First observations from SEPIA: New APEX instrument for finding water in the universe
Installed on APEX earlier this year, SEPIA is sensitive to light with wavelengths in the range 1.4-1.8 millimetres. The exceptional observing conditions on the extremely dry Chajnantor Plateau in northern Chile mean that, although this light is blocked by water vapour in the atmosphere at most places on Earth, SEPIA is still able to detect the faint signals coming from space.
This wavelength region is of great interest to astronomers as signals from water in space are found here. Water is an important indicator of many astrophysical processes, including the formation of stars, and is believed to play an important role in the origin of life. Studying water in space—in molecular clouds, in star-forming regions and even in comets within the Solar System—is expected to provide critical clues to the role of water in the Milky Way and in the history of the Earth. In addition, SEPIA's sensitivity makes it a powerful tool for also detecting carbon monoxide and ionised carbon in galaxies in the early Universe.
The new SEPIA receiver has been used to make test astronomical observations at APEX during 2015. Identical receivers are being installed in the ALMA antennas. Results from the new detector on APEX have shown it to be working well. With this validation, SEPIA is being made available to the wider scientific community. Observations with SEPIA can now be proposed by astronomers in the community.

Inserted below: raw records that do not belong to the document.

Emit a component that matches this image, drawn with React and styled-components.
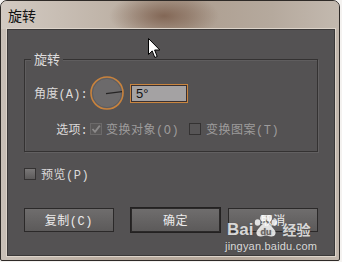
import React from "react";
import styled, { createGlobalStyle } from "styled-components";

const GlobalStyle = createGlobalStyle`
  html, body {
    margin: 0;
    padding: 0;
    background: #f4f2f0;
  }
  body {
    font-family: "Liberation Mono", "Noto Sans CJK SC", monospace;
  }
`;

const Window = styled.div`
  position: relative;
  box-sizing: border-box;
  width: 340px;
  height: 261px;
  border: 1px solid #2e2a27;
  border-radius: 7px 7px 2px 2px;
  overflow: hidden;
  display: flex;
  flex-direction: column;
  background:
    linear-gradient(90deg, #c9c0b7 0%, #b9ab9e 30%, #b4a699 70%, #c2b7ad 100%);
`;

const TitleBar = styled.div`
  height: 28px;
  flex: none;
  display: flex;
  align-items: center;
  padding-left: 7px;
  font-family: "Noto Sans CJK SC", sans-serif;
  font-size: 14px;
  color: #111;
  background:
    radial-gradient(ellipse 55px 24px at 163px 15px, rgba(122, 92, 74, 0.85), rgba(122, 92, 74, 0) 100%),
    linear-gradient(90deg, #d2cac2 0%, #bdb1a5 35%, #ad9e90 55%, #b5a99d 80%, #c3b9af 100%);
`;

const Panel = styled.div`
  flex: 1;
  margin: 0 4px 4px 6px;
  border: 1px solid #3b3939;
  box-shadow: 0 0 0 1px #ddd4ca;
  background: #545253;
  padding: 0 16px;
  display: flex;
  flex-direction: column;
`;

const Group = styled.div`
  margin-top: 29px;
  border: 1px solid #343232;
  box-shadow: 1px 1px 0 #626061, inset 1px 1px 0 #5f5d5e;
  display: flex;
  flex-direction: column;
  padding-bottom: 13px;
`;

const Legend = styled.span`
  align-self: flex-start;
  margin: -8px 0 0 6px;
  padding: 0 3px;
  line-height: 14px;
  font-family: "Noto Sans CJK SC", sans-serif;
  font-size: 13px;
  color: #dedcdc;
  background: #545253;
`;

const FormGrid = styled.div`
  display: grid;
  grid-template-columns: 63px auto;
  column-gap: 2px;
  row-gap: 10px;
  margin-top: 10px;
  align-items: center;
`;

const Label = styled.span`
  justify-self: end;
  font-size: 12px;
  color: #dcdada;
  letter-spacing: 0.2px;
  white-space: nowrap;
`;

const Controls = styled.div`
  display: flex;
  align-items: center;
  gap: ${(p) => p.gap || 0}px;
`;

const AngleInput = styled.div`
  box-sizing: border-box;
  width: 58px;
  height: 19px;
  border: 1px solid #c9853f;
  box-shadow: inset 0 0 0 1px #3a3030;
  background: #a4a2a3;
  color: #111;
  font-family: "Liberation Sans", sans-serif;
  font-size: 13px;
  line-height: 17px;
  padding-left: 5px;
`;

const Check = styled.span`
  box-sizing: border-box;
  width: 12px;
  height: 12px;
  flex: none;
  display: flex;
  align-items: center;
  justify-content: center;
  border: 1px solid ${(p) => (p.disabled ? "#6c6a6a" : "#343232")};
  background: ${(p) =>
    p.disabled
      ? "#5a5858"
      : p.raised
      ? "linear-gradient(#7a7878, #5c5a5a)"
      : "#575556"};
`;

const CheckText = styled.span`
  font-size: 12px;
  letter-spacing: 0.5px;
  color: ${(p) => (p.dim ? "#9d9b9b" : "#dcdada")};
  margin-left: ${(p) => p.before || 4}px;
  margin-right: ${(p) => p.after || 0}px;
  white-space: nowrap;
`;

const PreviewRow = styled.div`
  display: flex;
  align-items: center;
  margin-top: 13px;
`;

const ButtonRow = styled.div`
  display: flex;
  margin-top: 25px;
`;

const Button = styled.div`
  box-sizing: border-box;
  width: 90px;
  height: 24px;
  margin-left: ${(p) => p.gap || 0}px;
  display: flex;
  align-items: center;
  justify-content: center;
  border: 1px solid #2b2929;
  box-shadow: ${(p) => (p.primary ? "0 0 0 1px #232121" : "none")};
  background: linear-gradient(#6f6d6d, #5c5a5a);
  color: #ecebeb;
  font-size: 12px;
  letter-spacing: 0.5px;
`;

const Cursor = styled.svg`
  position: absolute;
  left: 147px;
  top: 37px;
`;

const Watermark = styled.div`
  position: absolute;
  left: 224px;
  top: 213px;
  display: flex;
  flex-direction: column;
  color: rgba(255, 255, 255, 0.8);
  text-shadow: 0 0 1px rgba(60, 60, 60, 0.6);
  font-family: "Liberation Sans", Arial, sans-serif;
`;

const Brand = styled.div`
  display: flex;
  align-items: flex-end;
  height: 23px;
`;

const BrandBai = styled.span`
  font-size: 17px;
  font-weight: bold;
  line-height: 15px;
  margin-left: 2px;
`;

const BrandJing = styled.span`
  font-family: "Noto Sans CJK SC", sans-serif;
  font-size: 14px;
  font-weight: bold;
  line-height: 16px;
  margin-left: 3px;
`;

const Domain = styled.span`
  font-size: 11px;
  line-height: 12px;
  margin-top: 3px;
  letter-spacing: 0.2px;
`;

function Dial() {
  return (
    <svg width="34" height="34" viewBox="0 0 34 34">
      <circle cx="17" cy="17" r="16" fill="#6c6a6b" stroke="#c8823c" strokeWidth="1.6" />
      <circle cx="17" cy="17" r="14.6" fill="none" stroke="#5a5859" strokeWidth="0.8" />
      <line x1="16" y1="17.6" x2="32" y2="15.6" stroke="#262424" strokeWidth="1.4" />
    </svg>
  );
}

function Tick({ color }) {
  return (
    <svg width="10" height="10" viewBox="0 0 10 10">
      <path d="M1.5 5 L4 7.8 L8.8 1.6" fill="none" stroke={color} strokeWidth="1.8" />
    </svg>
  );
}

function Paw() {
  return (
    <svg width="26" height="22" viewBox="0 0 26 22">
      <g fill="rgba(255,255,255,0.82)">
        <ellipse cx="4.6" cy="7.5" rx="2.8" ry="3.2" />
        <ellipse cx="10" cy="3.2" rx="2.8" ry="3.2" />
        <ellipse cx="16" cy="3.2" rx="2.8" ry="3.2" />
        <ellipse cx="21.4" cy="7.5" rx="2.8" ry="3.2" />
        <path d="M13 8 C9 8 7 12 4.5 15 C2 18 4 22 8 21.5 C10 21.3 11.5 20.6 13 20.6 C14.5 20.6 16 21.3 18 21.5 C22 22 24 18 21.5 15 C19 12 17 8 13 8 Z" />
      </g>
      <text
        x="13"
        y="19.5"
        textAnchor="middle"
        fontSize="9"
        fontWeight="bold"
        fontFamily="Liberation Sans, Arial, sans-serif"
        fill="#6a6262"
      >
        du
      </text>
    </svg>
  );
}

export default function App() {
  return (
    <>
      <GlobalStyle />
      <Window>
        <TitleBar>旋转</TitleBar>
        <Panel>
          <Group>
            <Legend>旋转</Legend>
            <FormGrid>
              <Label>角度(A):</Label>
              <Controls gap={6}>
                <Dial />
                <AngleInput>5°</AngleInput>
              </Controls>
              <Label>选项:</Label>
              <Controls>
                <Check disabled>
                  <Tick color="#8c8a8a" />
                </Check>
                <CheckText dim after={10}>变换对象(O)</CheckText>
                <Check />
                <CheckText dim before={5}>变换图案(T)</CheckText>
              </Controls>
            </FormGrid>
          </Group>
          <PreviewRow>
            <Check raised />
            <CheckText before={5}>预览(P)</CheckText>
          </PreviewRow>
          <ButtonRow>
            <Button>复制(C)</Button>
            <Button primary gap={17}>确定</Button>
            <Button gap={8}>取消</Button>
          </ButtonRow>
        </Panel>
        <Cursor width="13" height="21" viewBox="0 0 13 21">
          <path
            d="M0.5 0.5 L0.5 16.5 L4.2 12.9 L6.8 19.5 L9.2 18.5 L6.6 12 L11.8 12 Z"
            fill="#fff"
            stroke="#000"
            strokeWidth="1"
            strokeLinejoin="miter"
          />
        </Cursor>
        <Watermark>
          <Brand>
            <BrandBai>Bai</BrandBai>
            <Paw />
            <BrandJing>经验</BrandJing>
          </Brand>
          <Domain>jingyan.baidu.com</Domain>
        </Watermark>
      </Window>
    </>
  );
}
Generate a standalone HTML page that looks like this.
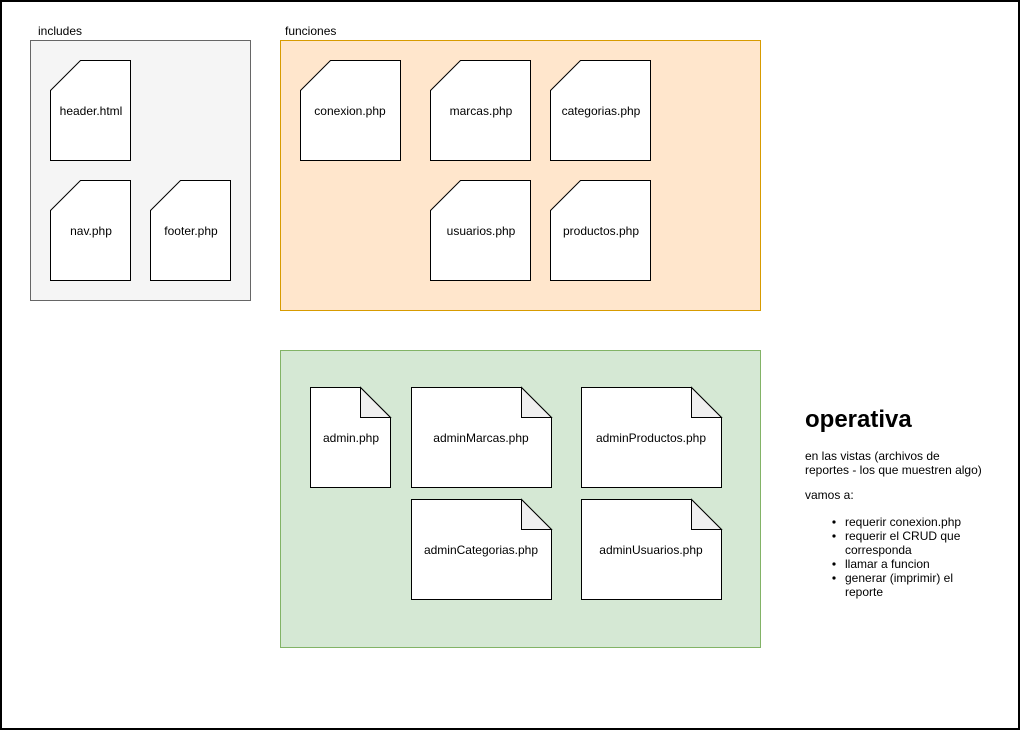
<!DOCTYPE html>
<html><head><meta charset="utf-8"><style>
html,body{margin:0;padding:0;background:#fff;}
svg{display:block;font-family:"Liberation Sans",Arial,sans-serif;}
</style></head><body>
<svg width="1021" height="731" viewBox="0 0 1021 731" xmlns="http://www.w3.org/2000/svg">
<rect x="1" y="1" width="1018" height="728" fill="#fff" stroke="#000" stroke-width="2"/>
<text x="38" y="35" font-size="12" fill="#000">includes</text>
<text x="285" y="35" font-size="12" fill="#000">funciones</text>
<rect x="30.5" y="40.5" width="220" height="260" fill="#f5f5f5" stroke="#666"/>
<rect x="280.5" y="40.5" width="480" height="270" fill="#ffe6cc" stroke="#d79b00"/>
<rect x="280.5" y="350.5" width="480" height="297" fill="#d5e8d4" stroke="#82b366"/>
<g fill="#fff" stroke="#000" stroke-width="1">
<path d="M80.5 60.5H130.5V160.5H50.5V90.5Z"/>
<path d="M80.5 180.5H130.5V280.5H50.5V210.5Z"/>
<path d="M180.5 180.5H230.5V280.5H150.5V210.5Z"/>
<path d="M330.5 60.5H400.5V160.5H300.5V90.5Z"/>
<path d="M460.5 60.5H530.5V160.5H430.5V90.5Z"/>
<path d="M580.5 60.5H650.5V160.5H550.5V90.5Z"/>
<path d="M460.5 180.5H530.5V280.5H430.5V210.5Z"/>
<path d="M580.5 180.5H650.5V280.5H550.5V210.5Z"/>
<path d="M310.5 387.5H360.5L390.5 417.5V487.5H310.5Z"/>
<path d="M411.5 387.5H521.5L551.5 417.5V487.5H411.5Z"/>
<path d="M581.5 387.5H691.5L721.5 417.5V487.5H581.5Z"/>
<path d="M411.5 499.5H521.5L551.5 529.5V599.5H411.5Z"/>
<path d="M581.5 499.5H691.5L721.5 529.5V599.5H581.5Z"/>
</g>
<g fill="#f0f0f0" stroke="#000" stroke-width="1">
<path d="M360.5 387.5V417.5H390.5Z"/>
<path d="M521.5 387.5V417.5H551.5Z"/>
<path d="M691.5 387.5V417.5H721.5Z"/>
<path d="M521.5 499.5V529.5H551.5Z"/>
<path d="M691.5 499.5V529.5H721.5Z"/>
</g>
<g font-size="12" fill="#000" text-anchor="middle">
<text x="91" y="115">header.html</text>
<text x="91" y="235">nav.php</text>
<text x="191" y="235">footer.php</text>
<text x="350" y="115">conexion.php</text>
<text x="481" y="115">marcas.php</text>
<text x="601" y="115">categorias.php</text>
<text x="481" y="235">usuarios.php</text>
<text x="601" y="235">productos.php</text>
<text x="351" y="442">admin.php</text>
<text x="481" y="442">adminMarcas.php</text>
<text x="651" y="442">adminProductos.php</text>
<text x="481" y="554">adminCategorias.php</text>
<text x="651" y="554">adminUsuarios.php</text>
</g>
<text x="805" y="427" font-size="24" font-weight="bold" fill="#000">operativa</text>
<g font-size="12" fill="#000">
<text x="805" y="460">en las vistas (archivos de</text>
<text x="805" y="474">reportes - los que muestren algo)</text>
<text x="805" y="499">vamos a:</text>
<text x="845" y="526">requerir conexion.php</text>
<text x="845" y="540">requerir el CRUD que</text>
<text x="845" y="554">corresponda</text>
<text x="845" y="568">llamar a funcion</text>
<text x="845" y="582">generar (imprimir) el</text>
<text x="845" y="596">reporte</text>
<circle cx="834" cy="522" r="1.6"/>
<circle cx="834" cy="536" r="1.6"/>
<circle cx="834" cy="564" r="1.6"/>
<circle cx="834" cy="578" r="1.6"/>
</g>
</svg>
</body></html>
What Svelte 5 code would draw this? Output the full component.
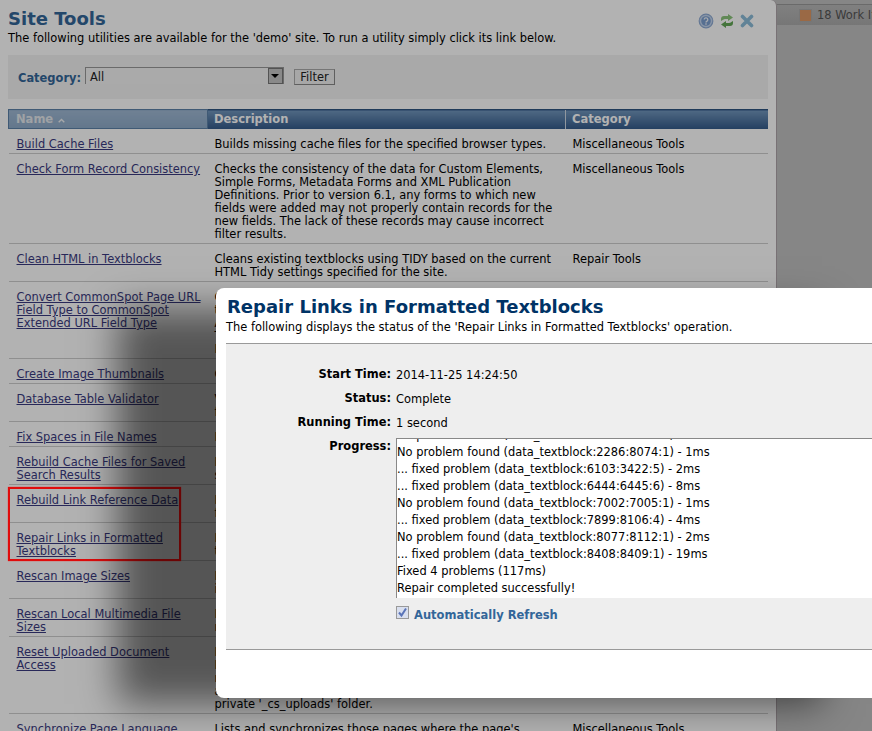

"The first measurements with SEPIA on APEX show that we really are opening up a new window, including looking at water in interstellar space—SEPIA will give astronomers a chance to search for objectsthat can be followed up at higher spatial resolution when the same receiver becomes operational on the ALMA array," says John Conway, director of Onsala Space Observatory, Chalmers University of Technology in Sweden.
Just as dark skies are essential to see faint objects in visible light, a very dry atmosphere is needed to pick up the signals from water in the cosmos at longer wavelengths. But dry conditions are not the only requirement, the detectors need to be cooled to a very low temperature of -269 degrees Celsius—just 4 degrees above absolute zero—for them to work. Recent technological advancements have only now made these detectors possible and practical.
APEX, which is a collaboration between the Max Planck Institute for Radio Astronomy (MPIfR), the Onsala Space Observatory (OSO) and ESO, is the largest single-dish submillimetre telescope operating in the southern hemisphere and is based on a prototype antenna constructed for the ALMA project.